As I leap up from my computer table, my insides clench. I rush to the door. The peephole’s blacked out. Feeling the threat from the other side flare up, I jolt back. Through a window, I see police positioned behind cars and marksmen aiming rifles. Afraid of getting shot, I duck. Get the hell out! Blood surges to my head. Hide in the ceiling? Jump off the balcony? Nowhere to go! I’m trapped!
I’m halfway through the living room when – boom! – the door leaps off its hinges. Pointing huge guns, the SWAT team barricades me in with a wall of Plexiglas shields, screaming, “Get on the ground now!” Fear of getting shot paralyses me. My chest seizes up. The price has finally come for committing so many crimes.
It was years before I realised that the SWAT team had saved my life that day. Before my arrest, my drug-crazed behaviour had become so extreme, I once smashed my head through a plasterboard wall, just missing a lengthy nail by a few inches. I woke up caked in vomit with no recollection of what I’d done. The carpet cleaner couldn’t remove the stains because the chemicals in what I’d ingested were so toxic. My biggest competitor in the Ecstasy market, the Mafia mass murderer “Sammy the Bull” Gravano had a hit out on me, and I was under the protection of the New Mexican Mafia, the most dangerous criminal organization in Arizona.

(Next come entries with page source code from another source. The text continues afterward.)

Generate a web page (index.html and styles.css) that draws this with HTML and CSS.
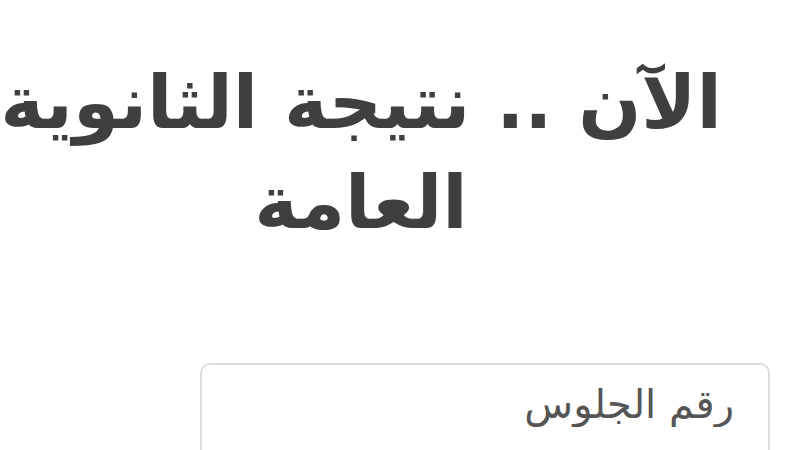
FILE: index.html
```html
<!DOCTYPE html>
<html lang="ar" dir="rtl">

<head>
    <meta charset="UTF-8">
    <meta name="viewport" content="width=device-width, initial-scale=1.0">
    <title>نتيجة الثانوية العامة</title>
    <link rel="stylesheet" href="styles.css">
</head>

<body>
    <main class="result-page">
        <h1 class="result-title">الآن .. نتيجة الثانوية العامة</h1>

        <form class="search-form">
            <input class="seat-input" type="text" name="seat_number" placeholder="رقم الجلوس">
        </form>
    </main>
</body>

</html>
```

FILE: styles.css
```css
body, h1, form {
    margin: 0;
    padding: 0;
}

body {
    font-family: 'DejaVu Sans', sans-serif;
    background-color: #fff;
    color: #444;
    overflow: hidden;
}

.result-page {
    width: 800px;
    height: 450px;
    padding-top: 52px;
    box-sizing: border-box;
    overflow: hidden;
}

/* title block sits a bit left of the form */
.result-title {
    width: 722px;
    margin-right: 78px;
    text-align: center;
    font-size: 74px;
    font-weight: bold;
    line-height: 100px;
    color: #3f3f3f;
}

.search-form {
    margin-top: 111px;
    padding-right: 30px;
    padding-left: 200px;
}

.seat-input {
    display: block;
    width: 100%;
    height: 120px;
    box-sizing: border-box;
    padding: 0 34px 38px 20px;
    font-family: 'DejaVu Sans', sans-serif;
    font-size: 40px;
    color: #444;
    border: 2px solid #ddd;
    border-radius: 10px;
    outline: none;
}

.seat-input::placeholder {
    color: #555;
}
```
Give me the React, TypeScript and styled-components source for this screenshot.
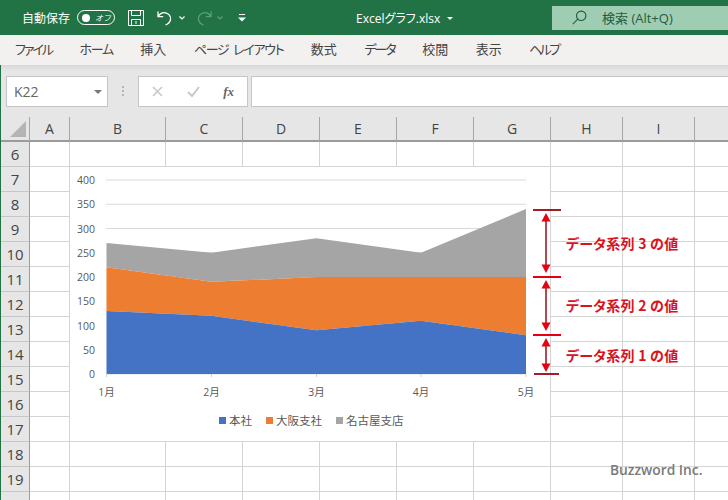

Sobering up in prison, wondering how on earth I was still alive, I went on an amazing journey of self-discovery. Previously, working my way up from a penniless student to a stock-market millionaire and Ecstasy kingpin, I’d rushed through life without any introspection. Prison forced me to grow up. I saw how emotionally immature, selfish and foolish my behaviour had been. The pain I caused my family made me ill, but added extra motivation to my soul-searching. I regretted sending people down the road of drug use, which devastates so many. Shocked, ashamed, I set out to try and make sense of my behaviour in the hope of becoming a better person. I read over 1000 books and submerged myself in psychology and philosophy. I was fortunate enough to have counselling with a brilliant psychotherapist, Dr. Owen, and to befriend Two Tonys, a Mafia mass murder who left the corpses of rival gangsters from Tucson to Alaska. After I started putting his stories on the Internet, Two Tonys, a self-taught philosopher serving 112 years, took me under his wing and schooled me on prison etiquette
To this day, I fall back on what Dr. Owen, Two Tonys and other people taught me. Since my release five years ago, I’ve been blessed to share my experiences as a motivational speaker with tens of thousands of students in the UK, I managed to expose human rights violations in the jail I was at via an episode of Locked-Up Abroad televised worldwide, and my story was published as a trilogy. But just as importantly, I wake up with a smile on my face because I feel at peace with myself and the world. In this book, I’m going to share the lessons I learned that transformed my life.